Should You Really Tell Your Doctor Everything?

A lot of people who provide drug information, like me, tell the consumers to please tell your doctor or local pharmacist about the vitamins and supplements you are taking. Is that a cop-out? Are they just trying to transfer responsibility to another person?

Doctors have the results of your blood values. They know if your kidneys are in good working condition. They know if your liver is in good working condition. They know if you are at risk of developing a deadly blood clot that can be triggered at any moment. They know if your heart is weak and failing. They know a lot of things that I will never know as an author of drug information. Your local pharmacist will also know a lot more than me.

As a local pharmacist myself, I’ve had patients tell me they don’t have a problem with their cholesterol, yet they are on a cholesterol drug. I’ll question them about it and they’ll respond by saying, “Well, I used to have a problem with my cholesterol, but I don’t know that I take a cholesterol pill.”

I often worry about what patients are NOT telling me now when I’m giving them information. But your current local pharmacist would know without you telling them. Your local pharmacist would also have drug interaction alerts built into their computers. They would be informed by the computer if your pills don’t mix. The more information you give me, your doctor, and your local pharmacist the safer you will be. Of course, the information could slip through the cracks, but chances are less likely if you keep us well informed.

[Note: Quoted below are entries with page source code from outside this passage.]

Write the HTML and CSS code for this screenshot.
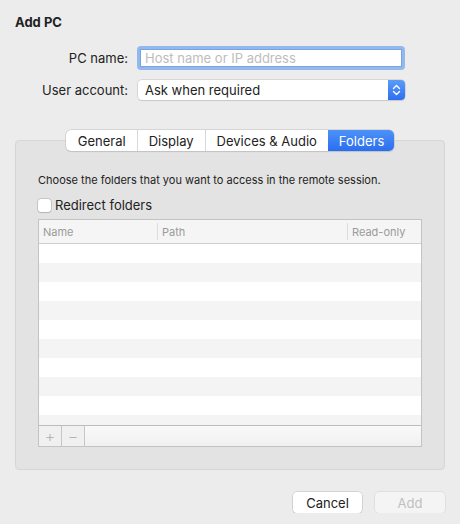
FILE: index.html
```html
<!DOCTYPE html>
<html lang="en">
  <head>
    <meta charset="UTF-8" />
    <title>Add PC</title>
    <link rel="stylesheet" href="styles.css">
  </head>
  <body>
    <h1 class="title">Add PC</h1>

    <div class="form">
      <label class="form-label" for="pcName">PC name:</label>
      <div class="field-ring">
        <input class="field" id="pcName" type="text" placeholder="Host name or IP address" />
      </div>

      <label class="form-label">User account:</label>
      <div class="popup">
        <span class="popup-text">Ask when required</span>
        <span class="popup-arrows">
          <svg width="9" height="12" viewBox="0 0 9 12">
            <path d="M1.5 4.5 L4.5 1.5 L7.5 4.5 M1.5 7.5 L4.5 10.5 L7.5 7.5" fill="none" stroke="#fff" stroke-width="1.4" stroke-linecap="round" stroke-linejoin="round" />
          </svg>
        </span>
      </div>
    </div>

    <div class="tabs-wrap">
      <div class="tabs">
        <span class="tab">General</span>
        <span class="tab">Display</span>
        <span class="tab">Devices &amp; Audio</span>
        <span class="tab tab-active">Folders</span>
      </div>
    </div>

    <div class="group">
      <p class="hint">Choose the folders that you want to access in the remote session.</p>
      <label class="check-row">
        <span class="checkbox"></span>
        Redirect folders
      </label>

      <div class="table">
        <div class="table-head">
          <span class="col col-name">Name</span>
          <span class="col col-path">Path</span>
          <span class="col col-ro">Read-only</span>
        </div>
        <div class="table-body">
          <div class="row"></div>
          <div class="row"></div>
          <div class="row"></div>
          <div class="row"></div>
          <div class="row"></div>
          <div class="row"></div>
          <div class="row"></div>
          <div class="row"></div>
          <div class="row"></div>
          <div class="row"></div>
        </div>
        <div class="table-foot">
          <span class="foot-btn">+</span>
          <span class="foot-btn">&minus;</span>
        </div>
      </div>
    </div>

    <div class="actions">
      <button class="btn">Cancel</button>
      <button class="btn btn-disabled" disabled>Add</button>
    </div>
  </body>
</html>
```

FILE: styles.css
```css
body {
  margin: 0;
  padding: 0 15px;
  background: #ececec;
  font-family: "Inter", "Roboto", sans-serif;
  font-size: 13px;
  color: #222;
}
.title {
  margin: 0;
  padding-top: 14px;
  font-size: 13px;
  line-height: 16px;
  font-weight: 700;
}

/* top form */
.form {
  margin-top: 16px;
  display: grid;
  grid-template-columns: 113px 268px;
  column-gap: 9px;
  row-gap: 10px;
  align-items: center;
}
.form-label {
  text-align: right;
}
.field-ring {
  height: 24px;
  box-sizing: border-box;
  border: 3px solid #93b8ee;
  border-radius: 4px;
  background: #fff;
}
.field {
  width: 100%;
  height: 100%;
  box-sizing: border-box;
  border: 1px solid #7aa3e4;
  padding: 0 4px;
  font-family: inherit;
  font-size: 13px;
  outline: none;
}
.field::placeholder {
  color: #bdbdbd;
}
.popup {
  margin-left: 1px;
  height: 20px;
  display: flex;
  align-items: center;
  background: #fff;
  border-radius: 4px;
  box-shadow: 0 0 0 0.5px #c2c2c2, 0 1px 1px rgba(0, 0, 0, 0.12);
}
.popup-text {
  flex: 1;
  padding-left: 7px;
}
.popup-arrows {
  width: 17px;
  height: 20px;
  display: flex;
  align-items: center;
  justify-content: center;
  border-radius: 0 4px 4px 0;
  background: linear-gradient(#5a9cf8, #2f6ff0);
}

/* tabs */
.tabs-wrap {
  margin-top: 30px;
  margin-bottom: -11px;
  display: flex;
  justify-content: center;
  position: relative;
  z-index: 1;
}
.tabs {
  display: flex;
  height: 21px;
  border-radius: 5px;
  background: #fff;
  box-shadow: 0 0 0 0.5px #bdbdbd, 0 1px 1px rgba(0, 0, 0, 0.12);
  overflow: hidden;
}
.tab {
  display: flex;
  align-items: center;
  padding: 0 11px;
  border-left: 1px solid #d8d8d8;
}
.tab:first-child {
  border-left: none;
  padding: 0 11px 0 12px;
}
.tab-active {
  border-left: none;
  padding: 0 10px 0 11px;
  color: #fff;
  background: linear-gradient(#4d92f8, #2a6ef0);
}

/* group box */
.group {
  height: 330px;
  box-sizing: border-box;
  padding: 32px 22px 0;
  background: #e3e3e3;
  border: 1px solid #d6d6d6;
  border-radius: 4px;
}
.hint {
  margin: 0;
  font-size: 11px;
  line-height: 14px;
}
.check-row {
  margin-top: 11px;
  display: flex;
  align-items: center;
  gap: 4px;
  height: 14px;
}
.checkbox {
  width: 13px;
  height: 13px;
  background: #fff;
  border-radius: 3px;
  box-shadow: 0 0 0 0.5px #aaa, 0 1px 1px rgba(0, 0, 0, 0.15);
}

/* table */
.table {
  margin-top: 7px;
  height: 228px;
  box-sizing: border-box;
  border: 1px solid #c3c3c3;
  background: #fff;
  display: flex;
  flex-direction: column;
}
.table-head {
  height: 23px;
  display: flex;
  align-items: center;
  background: #f5f5f5;
  border-bottom: 1px solid #cfcfcf;
  font-size: 11px;
  color: #9a9a9a;
}
.col {
  height: 17px;
  display: flex;
  align-items: center;
  padding-left: 4px;
  box-sizing: border-box;
}
.col-name {
  width: 118px;
}
.col-path {
  width: 190px;
  border-left: 1px solid #dcdcdc;
}
.col-ro {
  flex: 1;
  border-left: 1px solid #dcdcdc;
}
.table-body {
  flex: 1;
  overflow: hidden;
}
.row {
  height: 19px;
}
.row:nth-child(even) {
  background: #f4f4f4;
}
.table-foot {
  height: 20px;
  display: flex;
  border-top: 1px solid #bcbcbc;
  background: linear-gradient(#fafafa, #f0f0f0);
}
.foot-btn {
  width: 22px;
  display: flex;
  align-items: center;
  justify-content: center;
  border-right: 1px solid #c6c6c6;
  color: #b5b5b5;
  font-size: 16px;
  font-weight: 300;
  background: #f0f0f0;
}

/* bottom buttons */
.actions {
  margin-top: 22px;
  display: flex;
  justify-content: flex-end;
  gap: 13px;
}
.btn {
  width: 69px;
  height: 21px;
  padding: 0;
  border: none;
  border-radius: 4px;
  background: #fff;
  font-family: inherit;
  font-size: 13px;
  color: #222;
  box-shadow: 0 0 0 0.5px #bcbcbc, 0 1px 1px rgba(0, 0, 0, 0.15);
}
.btn-disabled {
  width: 70px;
  color: #c0c0c0;
  background: #f4f4f4;
  box-shadow: 0 0 0 0.5px #d2d2d2;
}
```
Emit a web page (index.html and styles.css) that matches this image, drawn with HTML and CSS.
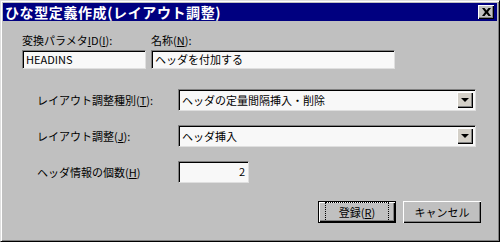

I specialize in information hot off the press regarding pills that can keep you healthy, looking good, and living longer. I like giving that information to people to take back to their doctor and local pharmacist.

Your doctor might respond by saying something like, “I don’t know anything about that product, but go ahead and try it and I’ll keep checking your blood work to make sure it’s working and you are staying healthy.”

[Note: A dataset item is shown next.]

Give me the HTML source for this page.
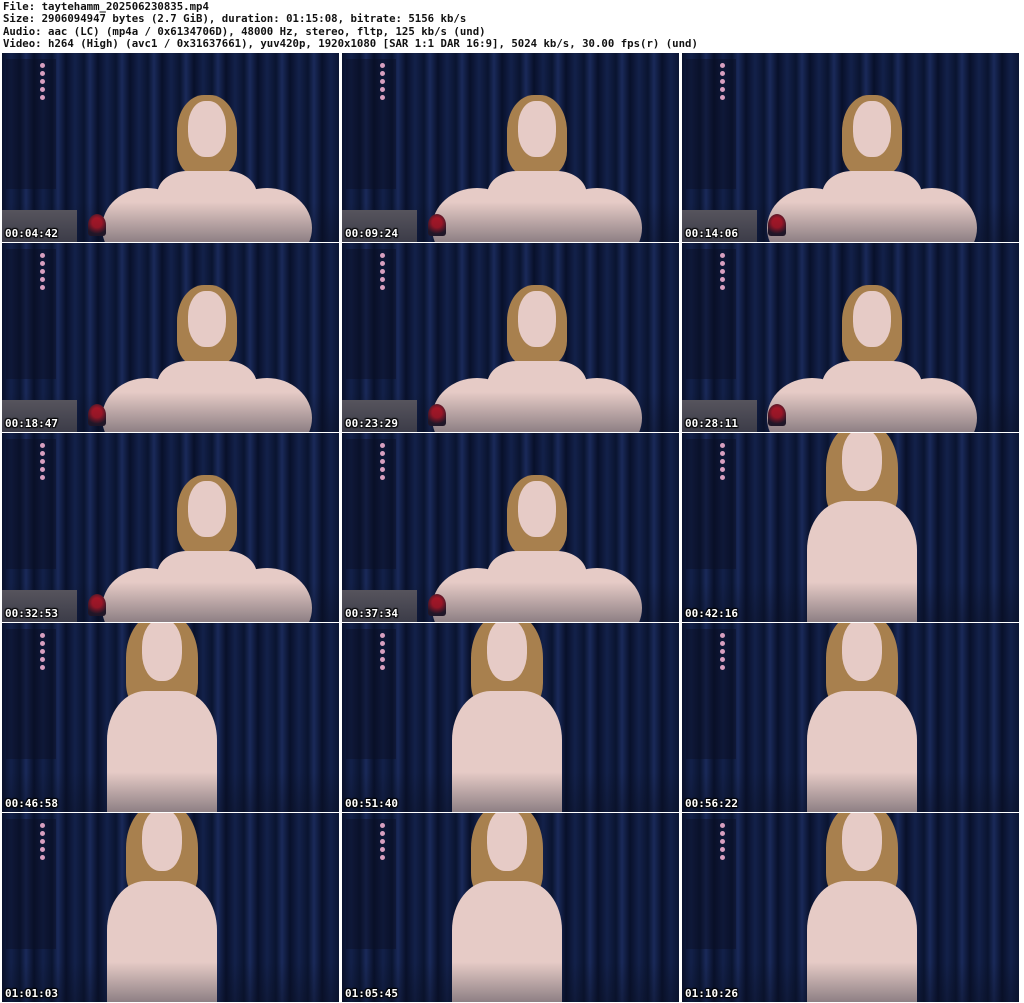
<!DOCTYPE html>
<html><head><meta charset="utf-8"><style>
*{margin:0;padding:0;box-sizing:border-box}
body{width:1024px;height:1003px;background:#fff;position:relative;overflow:hidden;font-family:"DejaVu Sans Mono","Liberation Mono",monospace}
.hdr{position:absolute;left:3px;top:1px;font-size:10.7px;line-height:12.3px;color:#111;font-weight:bold;white-space:pre}
.c{position:absolute;width:337px;height:189px;overflow:hidden;
background:repeating-linear-gradient(90deg,#08102a 0px,#13214a 9px,#0a1430 18px,#1a2a5a 24px,#08102a 32px)}
.c .sh{position:absolute;left:0;right:0;bottom:0;height:40px;background:linear-gradient(#0000,#0a0f22)}
.c .panel{position:absolute;left:4px;top:6px;width:50px;height:130px;background:#0a0f2577}
.c .panel i{position:absolute;left:34px;width:5px;height:5px;border-radius:50%;background:#d8a0c0}
.c .sofa{position:absolute;left:0;bottom:0;width:75px;height:32px;background:#5d5a62}
.c .lamp{position:absolute;left:86px;bottom:6px;width:18px;height:22px;border-radius:50% 50% 3px 3px;background:radial-gradient(circle at 50% 40%,#c01828 30%,#2a1a2a 70%)}
.c .hair{position:absolute;background:#a8804e;border-radius:45% 45% 30% 30%}
.c .sk{position:absolute;background:#e6cbc6;border-radius:45%}
.c .t{position:absolute;left:3px;bottom:2px;color:#fff;font:bold 11px "DejaVu Sans Mono",monospace;text-shadow:1px 1px 1px #000,-1px -1px 1px #000,1px -1px 1px #000,-1px 1px 1px #000}
</style></head><body>
<div class="hdr">File: taytehamm_202506230835.mp4
Size: 2906094947 bytes (2.7 GiB), duration: 01:15:08, bitrate: 5156 kb/s
Audio: aac (LC) (mp4a / 0x6134706D), 48000 Hz, stereo, fltp, 125 kb/s (und)
Video: h264 (High) (avc1 / 0x31637661), yuv420p, 1920x1080 [SAR 1:1 DAR 16:9], 5024 kb/s, 30.00 fps(r) (und)</div>
<div id="g"></div>
<script>
var times=["00:04:42","00:09:24","00:14:06","00:18:47","00:23:29","00:28:11","00:32:53","00:37:34","00:42:16","00:46:58","00:51:40","00:56:22","01:01:03","01:05:45","01:10:26"];
var xs=[2,342,682],h="";
for(var i=0;i<15;i++){var r=Math.floor(i/3),c=i%3,x=xs[c],y=53+r*190;
var fig="";
if(r<2||(r==2&&c<2)){var cx=c==1?195:(c==2?190:205);
fig='<div class="sk" style="left:'+(cx-105)+'px;top:135px;width:90px;height:80px;border-radius:50%"></div>'+
'<div class="sk" style="left:'+(cx+15)+'px;top:135px;width:90px;height:80px;border-radius:50%"></div>'+
'<div class="hair" style="left:'+(cx-30)+'px;top:42px;width:60px;height:80px"></div>'+
'<div class="sk" style="left:'+(cx-19)+'px;top:48px;width:38px;height:56px"></div>'+
'<div class="sk" style="left:'+(cx-50)+'px;top:118px;width:100px;height:80px;border-radius:30% 30% 10% 10%"></div>'+
'<div class="sofa"></div><div class="lamp"></div>';}
else{var cx=c==2?180:(c==1?165:160);
fig='<div class="hair" style="left:'+(cx-36)+'px;top:-10px;width:72px;height:100px"></div>'+
'<div class="sk" style="left:'+(cx-20)+'px;top:-4px;width:40px;height:62px"></div>'+
'<div class="sk" style="left:'+(cx-55)+'px;top:68px;width:110px;height:140px;border-radius:35% 35% 10% 10%"></div>';}
var dots="";for(var k=0;k<5;k++)dots+='<i style="top:'+(4+k*8)+'px"></i>';
h+='<div class="c" style="left:'+x+'px;top:'+y+'px"><div class="panel">'+dots+'</div>'+fig+'<div class="sh" style="opacity:.4"></div><div class="t">'+times[i]+'</div></div>';}
document.getElementById('g').innerHTML=h;
</script>
</body></html>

Or she might say, “You on the verge a heart attack. We canNOT take any chances of experimenting with your health. The benefits do not outweigh the risks.”

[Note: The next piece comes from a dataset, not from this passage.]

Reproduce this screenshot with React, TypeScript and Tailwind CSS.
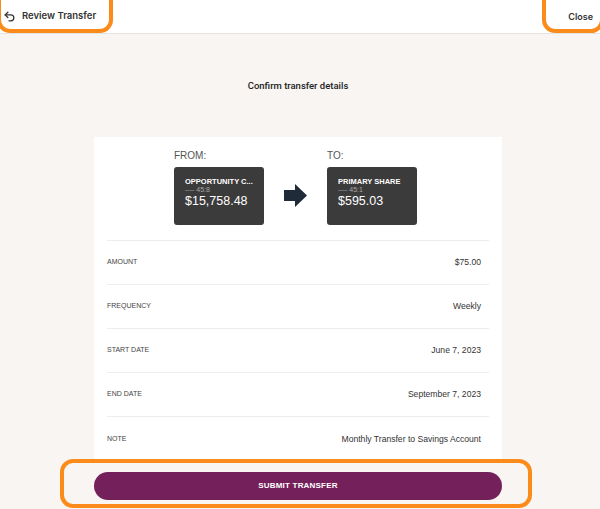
import React from 'react';

const rows = [
  { label: 'AMOUNT', value: '$75.00' },
  { label: 'FREQUENCY', value: 'Weekly' },
  { label: 'START DATE', value: 'June 7, 2023' },
  { label: 'END DATE', value: 'September 7, 2023' },
  { label: 'NOTE', value: 'Monthly Transfer to Savings Account' },
];

const AccountTile = ({ title, name, mask, balance }: { title: string; name: string; mask: string; balance: string }) => (
  <div className="flex flex-col">
    <span className="text-[10px] leading-[12px] text-[#555] mb-[5px]">{title}</span>
    <div className="w-[90px] h-[58px] rounded-[3px] bg-[#3c3b3b] pl-[11px] pt-[10px] flex flex-col">
      <span className="text-[7.5px] leading-[9px] font-bold text-white whitespace-nowrap">{name}</span>
      <span className="text-[7px] leading-[7px] text-[#a8a8a8]">{mask}</span>
      <span className="text-[12.5px] leading-[16px] text-white">{balance}</span>
    </div>
  </div>
);

const App = () => {
  return (
    <div className="relative w-[600px] h-[509px] overflow-hidden bg-[#f8f5f3] font-['Liberation_Sans',Arial,sans-serif] text-[#333]">
      <header className="h-[34px] bg-white border-b border-[#e6e2df] flex items-center justify-between">
        <div className="flex items-center pl-[3px] gap-[6px]">
          <svg width="13" height="13" viewBox="0 0 24 24" fill="none" stroke="#333" strokeWidth="2.4" strokeLinecap="round" strokeLinejoin="round">
            <path d="M9 14 4 9l5-5" />
            <path d="M4 9h10.5a5.5 5.5 0 0 1 0 11H11" />
          </svg>
          <span className="text-[9.5px] font-semibold font-['Inter',sans-serif] text-[#333]">Review Transfer</span>
        </div>
        <span className="pr-[7px] text-[9px] font-semibold font-['Inter',sans-serif] text-[#333]">Close</span>
      </header>

      <div className="flex justify-center pt-[45px] ml-[-4px]">
        <span className="text-[9.5px] leading-[14px] font-medium font-['Roboto',sans-serif] text-[#222]">Confirm transfer details</span>
      </div>

      <div className="ml-[94px] mt-[44px] w-[408px] bg-white px-[13px]">
        <div className="flex items-end gap-[20px] pl-[67px] pt-[13px] pb-[15px] border-b border-[#f0ecea]">
          <AccountTile title="FROM:" name="OPPORTUNITY C..." mask="---- 45:8" balance="$15,758.48" />
          <svg width="23" height="23" viewBox="0 0 23 23" className="mb-[18px]">
            <path d="M0 6h11V0l12 11.5L11 23v-6H0z" fill="#1f2b38" />
          </svg>
          <AccountTile title="TO:" name="PRIMARY SHARE" mask="---- 45:1" balance="$595.03" />
        </div>
        {rows.map((r, i) => (
          <div
            key={r.label}
            className={`flex items-center justify-between h-[44px] ${i < rows.length - 1 ? 'border-b border-[#f0ecea]' : ''}`}
          >
            <span className="text-[7px] text-[#444]">{r.label}</span>
            <span className="text-[8.6px] text-[#333] pr-[8px]">{r.value}</span>
          </div>
        ))}
      </div>

      <div className="ml-[94px] pt-[10px]">
        <button className="w-[408px] h-[28px] rounded-full bg-[#74205a] text-white text-[8px] font-bold tracking-[0.2px]">
          SUBMIT TRANSFER
        </button>
      </div>

      <div className="absolute left-[-3px] top-[-12px] w-[116px] h-[45px] rounded-[13px] border-[4px] border-[#fb8c1c]" />
      <div className="absolute left-[542px] top-[-12px] w-[62px] h-[45px] rounded-[13px] border-[4px] border-[#fb8c1c]" />
      <div className="absolute left-[60px] top-[459px] w-[472px] h-[49px] rounded-[13px] border-[4px] border-[#fb8c1c]" />
    </div>
  );
};

export default App;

Either way, you must defer to your doctor’s decision. Doctors have an innate feeling about a given situation. Their subconscious minds are always taking in new information even if they don’t realize it. Their subconscious minds also have all the information from medical school even though they may not be able to verbalize it. It manifests in a bad feeling or good feeling. That is divine intervention. Listen to your doctor and local pharmacist. Always tell them what I’m telling you. Together we are your best bet for great health.